Table of Contents
Today the majority of businesses and organisations are running some or all of their IT operations in the public cloud. Recent surveys show that over 90% of businesses are doing this today, meaning the public cloud is an essential part of their IT infrastructure and how they deliver technology and services to their users and customers.
However, for organisations that need to run HPC applications, the choice between continuing to run workloads on premise or shifting them to the cloud can present a number of questions and challenges that need to be addressed before making the leap from running HPC locally in your own data centre to running in the public cloud.
In this article we take a closer look at the benefits of running HPC workloads in the cloud as well as the challenges you may face, in order to help you make educated decisions as to whether HPC in the cloud is right for your specific workloads and business.

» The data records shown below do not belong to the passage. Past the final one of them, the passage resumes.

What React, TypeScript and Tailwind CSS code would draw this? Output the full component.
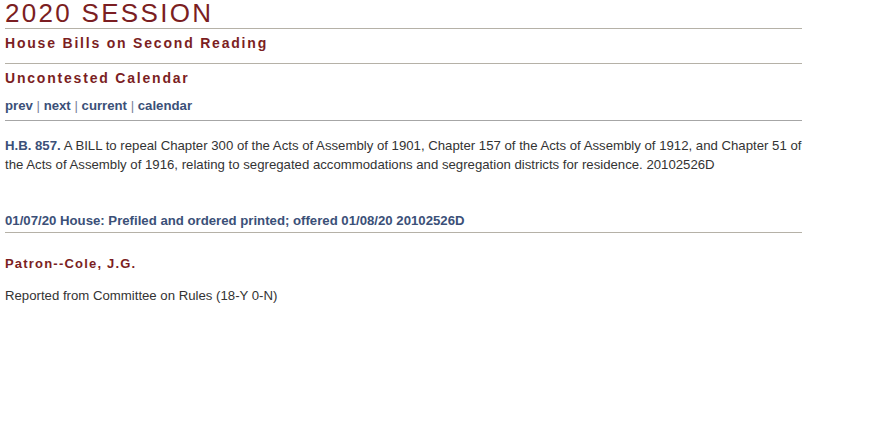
export default function App() {
  return (
    <div className="min-h-screen bg-white font-['Liberation_Sans',Arial,sans-serif] text-[#333333]">
      <div className="w-[797px] pl-[5px] box-content">
        <h1 className="-mt-[2px] text-[26px] leading-[30px] tracking-[2.3px] text-[#7b1e22]">2020 SESSION</h1>
        <div className="border-t border-[#b5b1a7]" />
        <h2 className="pt-[6px] pb-[12px] text-[14px] leading-[16px] font-bold tracking-[1.8px] text-[#7b1e22]">
          House Bills on Second Reading
        </h2>
        <div className="border-t border-[#b5b1a7]" />
        <h3 className="pt-[6px] text-[14px] leading-[16px] font-bold tracking-[1.8px] text-[#7b1e22]">
          Uncontested Calendar
        </h3>
        <p className="pt-[12px] pb-[6px] text-[13.2px] leading-[16px] font-bold text-[#3b5078]">
          <a href="#">prev</a> <span className="font-normal text-[#7a8499]">|</span> <a href="#">next</a>{" "}
          <span className="font-normal text-[#7a8499]">|</span> <a href="#">current</a>{" "}
          <span className="font-normal text-[#7a8499]">|</span> <a href="#">calendar</a>
        </p>
        <div className="border-t border-[#a6a6a6]" />
        <p className="pt-[15px] text-[13.2px] leading-[19px]">
          <b className="text-[#3b5078]">H.B. 857.</b> A BILL to repeal Chapter 300 of the Acts of Assembly of 1901,
          Chapter 157 of the Acts of Assembly of 1912, and Chapter 51 of the Acts of Assembly of 1916, relating to
          segregated accommodations and segregation districts for residence. 20102526D
        </p>
        <p className="pt-[39px] pb-[3px] text-[13.2px] leading-[16px] font-bold text-[#3b5078]">
          01/07/20 House: Prefiled and ordered printed; offered 01/08/20 20102526D
        </p>
        <div className="border-t border-[#b5b1a7]" />
        <p className="pt-[23px] text-[13px] leading-[16px] font-bold tracking-[1.2px] text-[#7b1e22]">
          Patron--Cole, J.G.
        </p>
        <p className="pt-[16px] text-[13.2px] leading-[16px]">Reported from Committee on Rules (18-Y 0-N)</p>
      </div>
    </div>
  );
}
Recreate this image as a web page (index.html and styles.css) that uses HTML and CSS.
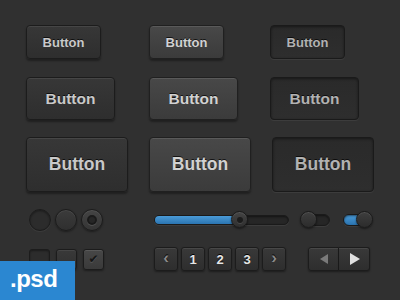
FILE: index.html
```html
<!DOCTYPE html>
<html>
<head>
<meta charset="utf-8">
<link rel="stylesheet" href="styles.css">
</head>
<body>
<div class="page">
  <div class="btn-row r1">
    <div class="cell c1"><button class="btn a s1">Button</button></div>
    <div class="cell c2"><button class="btn b s1">Button</button></div>
    <div class="cell"><button class="btn c s1">Button</button></div>
  </div>
  <div class="btn-row r2">
    <div class="cell c1"><button class="btn a s2">Button</button></div>
    <div class="cell c2"><button class="btn b s2">Button</button></div>
    <div class="cell"><button class="btn c s2">Button</button></div>
  </div>
  <div class="btn-row r3">
    <div class="cell c1"><button class="btn a s3">Button</button></div>
    <div class="cell c2"><button class="btn b s3">Button</button></div>
    <div class="cell c3"><button class="btn c s3">Button</button></div>
  </div>

  <div class="ctl-row r4">
    <div class="grp-a radios">
      <span class="radio"></span>
      <span class="radio hover"></span>
      <span class="radio on"><span class="dot"></span></span>
    </div>
    <div class="grp-b slider">
      <div class="track"><div class="fill"></div></div>
      <span class="knob"><span class="kdot"></span></span>
    </div>
    <div class="grp-c toggles">
      <div class="toggle off"><span class="ttrack"></span><span class="tknob"></span></div>
      <div class="toggle on"><span class="ttrack"></span><span class="tknob"></span></div>
    </div>
  </div>

  <div class="ctl-row r5">
    <div class="grp-a checks">
      <span class="check"></span>
      <span class="check"></span>
      <span class="check on">✔</span>
    </div>
    <div class="grp-b pager">
      <span class="pg arrow">‹</span>
      <span class="pg">1</span>
      <span class="pg">2</span>
      <span class="pg">3</span>
      <span class="pg arrow">›</span>
    </div>
    <div class="grp-c nav">
      <span class="nv left"><span class="tri-l"></span></span>
      <span class="nv right"><span class="tri-r"></span></span>
    </div>
  </div>
</div>
<div class="psd">.psd</div>
</body>
</html>
```

FILE: styles.css
```css
html, body {
  margin: 0;
  padding: 0;
}
body {
  width: 400px;
  height: 300px;
  overflow: hidden;
  background: #303030;
  font-family: "Liberation Sans", Arial, sans-serif;
  position: relative;
}
.page {
  padding: 25px 0 0 26px;
}
.btn-row {
  display: flex;
  align-items: flex-start;
}
.r2 { margin-top: 18px; }
.r3 { margin-top: 17px; }
.cell.c1 { width: 123px; }
.cell.c2 { width: 121px; }
.cell.c3 { padding-left: 2px; }

.btn {
  display: block;
  box-sizing: border-box;
  font-family: "Liberation Sans", Arial, sans-serif;
  font-weight: bold;
  border-radius: 4px;
  padding: 0;
  margin: 0;
  text-shadow: 0 -1px 0 rgba(0,0,0,0.7);
}
.s1 { width: 75px; height: 34px; font-size: 13px; }
.s2 { width: 89px; height: 43px; font-size: 15.5px; }
.s3 { width: 102px; height: 55px; font-size: 17.5px; }

.btn.a {
  color: #c9c9c9;
  background: linear-gradient(#373737, #2e2e2e);
  border: 1px solid #1c1c1c;
  box-shadow: inset 0 1px 0 rgba(255,255,255,0.08), 0 2px 2px rgba(0,0,0,0.35);
}
.btn.b {
  color: #d2d2d2;
  background: linear-gradient(#484848, #3b3b3b);
  border: 1px solid #202020;
  box-shadow: inset 0 1px 0 rgba(255,255,255,0.1), 0 2px 2px rgba(0,0,0,0.35);
}
.btn.c {
  color: #b2b2b2;
  background: linear-gradient(#2a2a2a, #2e2e2e);
  border: 1px solid #1a1a1a;
  box-shadow: inset 0 1px 3px rgba(0,0,0,0.45), 0 1px 0 rgba(255,255,255,0.06);
}

.ctl-row {
  display: flex;
  align-items: center;
  padding-left: 3px;
}
.r4 { margin-top: 17px; height: 22px; }
.r5 { margin-top: 16px; height: 24px; }
.grp-a { width: 125px; display: flex; gap: 4px; align-items: center; }
.grp-b { width: 146px; display: flex; align-items: center; }
.grp-c { display: flex; align-items: center; }

/* radios */
.radio {
  width: 22px;
  height: 22px;
  box-sizing: border-box;
  border-radius: 50%;
  border: 1px solid #1c1c1c;
  background: #2c2c2c;
  box-shadow: inset 0 1px 2px rgba(0,0,0,0.4), 0 1px 0 rgba(255,255,255,0.05);
  display: flex;
  align-items: center;
  justify-content: center;
}
.radio.hover {
  background: linear-gradient(#3b3b3b, #2f2f2f);
  box-shadow: inset 0 1px 0 rgba(255,255,255,0.08), 0 1px 2px rgba(0,0,0,0.4);
}
.radio.on {
  background: linear-gradient(#444, #353535);
  box-shadow: inset 0 1px 0 rgba(255,255,255,0.08), 0 1px 2px rgba(0,0,0,0.4);
}
.radio .dot {
  width: 10px;
  height: 10px;
  box-sizing: border-box;
  border-radius: 50%;
  background: #262626;
  border: 2px solid #1a1a1a;
  box-shadow: 0 1px 0 rgba(255,255,255,0.12);
}

/* checkboxes */
.checks { gap: 6px; }
.check {
  width: 21px;
  height: 21px;
  box-sizing: border-box;
  border-radius: 3px;
  border: 1px solid #1c1c1c;
  background: #2c2c2c;
  box-shadow: inset 0 1px 2px rgba(0,0,0,0.4);
  color: #161616;
  font-size: 12px;
  font-family: "DejaVu Sans", sans-serif;
  display: flex;
  align-items: center;
  justify-content: center;
  text-shadow: 0 1px 0 rgba(255,255,255,0.12);
}
.check:nth-child(2) {
  background: linear-gradient(#393939, #303030);
  box-shadow: inset 0 1px 0 rgba(255,255,255,0.07), 0 1px 2px rgba(0,0,0,0.35);
}
.check.on {
  background: linear-gradient(#474747, #3a3a3a);
  box-shadow: inset 0 1px 0 rgba(255,255,255,0.1), 0 1px 2px rgba(0,0,0,0.4);
}

/* slider */
.slider {
  position: relative;
  padding-left: 0;
}
.track {
  margin-left: 0;
  width: 135px;
  height: 10px;
  box-sizing: border-box;
  border-radius: 5px;
  background: #262626;
  border: 1px solid #1a1a1a;
  box-shadow: inset 0 1px 2px rgba(0,0,0,0.5), 0 1px 0 rgba(255,255,255,0.06);
  overflow: hidden;
}
.fill {
  width: 80px;
  height: 100%;
  background: linear-gradient(#4a9bd8, #2b74b0);
}
.knob {
  position: absolute;
  left: 77px;
  top: 50%;
  margin-top: -9px;
  width: 17px;
  height: 17px;
  box-sizing: border-box;
  border-radius: 50%;
  border: 1px solid #1a1a1a;
  background: linear-gradient(#444, #2f2f2f);
  box-shadow: inset 0 1px 0 rgba(255,255,255,0.1), 0 1px 2px rgba(0,0,0,0.5);
  display: flex;
  align-items: center;
  justify-content: center;
}
.kdot {
  width: 6px;
  height: 6px;
  border-radius: 50%;
  background: #1c1c1c;
  box-shadow: 0 1px 0 rgba(255,255,255,0.1);
}

/* toggles */
.toggles { gap: 13px; }
.toggle {
  position: relative;
  width: 30px;
  height: 18px;
}
.ttrack {
  position: absolute;
  left: 2px;
  right: 0;
  top: 3px;
  height: 12px;
  box-sizing: border-box;
  border-radius: 6px;
  background: #262626;
  border: 1px solid #1a1a1a;
  box-shadow: inset 0 1px 2px rgba(0,0,0,0.5), 0 1px 0 rgba(255,255,255,0.06);
}
.tknob {
  position: absolute;
  top: 0;
  left: 0;
  width: 17px;
  height: 17px;
  box-sizing: border-box;
  border-radius: 50%;
  border: 1px solid #1a1a1a;
  background: linear-gradient(#3e3e3e, #2c2c2c);
  box-shadow: inset 0 1px 0 rgba(255,255,255,0.1), 0 1px 2px rgba(0,0,0,0.5);
}
.toggle.on .ttrack {
  background: linear-gradient(#4a9bd8, #2b74b0);
  left: 0;
  right: 6px;
}
.toggle.on .tknob {
  left: auto;
  right: 0;
}

/* pager */
.pager { gap: 3px; }
.pg, .nv {
  box-sizing: border-box;
  height: 24px;
  border: 1px solid #1c1c1c;
  background: linear-gradient(#393939, #2e2e2e);
  box-shadow: inset 0 1px 0 rgba(255,255,255,0.08), 0 1px 2px rgba(0,0,0,0.4);
  display: flex;
  align-items: center;
  justify-content: center;
}
.pg {
  width: 24px;
  border-radius: 3px;
  color: #e6e6e6;
  font-weight: bold;
  font-size: 13px;
  text-shadow: 0 -1px 0 #000;
}
.pg.arrow {
  color: #8a8a8a;
  font-size: 17px;
  padding-bottom: 2px;
}

.nav { margin-left: 8px; }
.nv { width: 31px; }
.nv.left {
  border-radius: 3px 0 0 3px;
  width: 31px;
}
.nv.right {
  border-radius: 0 3px 3px 0;
  border-left: none;
  width: 31px;
}
.tri-l {
  width: 0; height: 0;
  border-top: 5px solid transparent;
  border-bottom: 5px solid transparent;
  border-right: 8px solid #7a7a7a;
}
.tri-r {
  width: 0; height: 0;
  border-top: 6px solid transparent;
  border-bottom: 6px solid transparent;
  border-left: 10px solid #e0e0e0;
  margin-left: 2px;
}

.psd {
  position: absolute;
  left: 0;
  bottom: 0;
  width: 75px;
  height: 39px;
  background: #2b87d1;
  color: #fff;
  font-weight: bold;
  font-size: 24px;
  letter-spacing: -0.5px;
  box-sizing: border-box;
  padding: 3px 0 0 10px;
  line-height: 30px;
}
```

Traditional Approach to HPC
Traditionally, HPC has been run as an on-premise resource, using either large SMP machines or clusters of servers running Linux in order to provide the computational performance required to run demanding scale out workloads. This is because a typical HPC workload places significant demands on the compute hardware and infrastructure that supports it, meaning many organisations choose to keep HPC running in their local data center.
It may be that your application requires a low latency network, access to high performance storage or other HPC technology that would otherwise restrict the performance of your applications. There may be other factors that limit your ability to run workloads in the cloud such as data volumes, software licensing restrictions or other challenges which have limited the appeal of migrating your HPC to the cloud.
However with a number of major cloud providers offering specific HPC services and capabilities, complex HPC systems can now be built and deployed successfully in the public cloud. By leveraging the different compute instance types available, offer fast CPUs, high memory per core ratio, accelerators and GPUs, and access to high bandwidth low latency network interconnects and storage, organizations can take full advantage of the public cloud for HPC workloads.
Benefits of HPC in the Cloud
Running High Performance Computing workloads in the cloud brings a number of benefits for organizations that have changing needs and demands coming from their HPC User community and allows to benefit from the following advantages:
To maximize return on investment of your on-premise HPC system, you want your system to be over-subscribed, meaning the cluster is running at maximum utilization with a small backlog of workloads. Whilst this delivers ROI for the capital investment of the HPC system, it can often mean the on-premises HPC capacity is too limited to run all the HPC jobs that are required at the time.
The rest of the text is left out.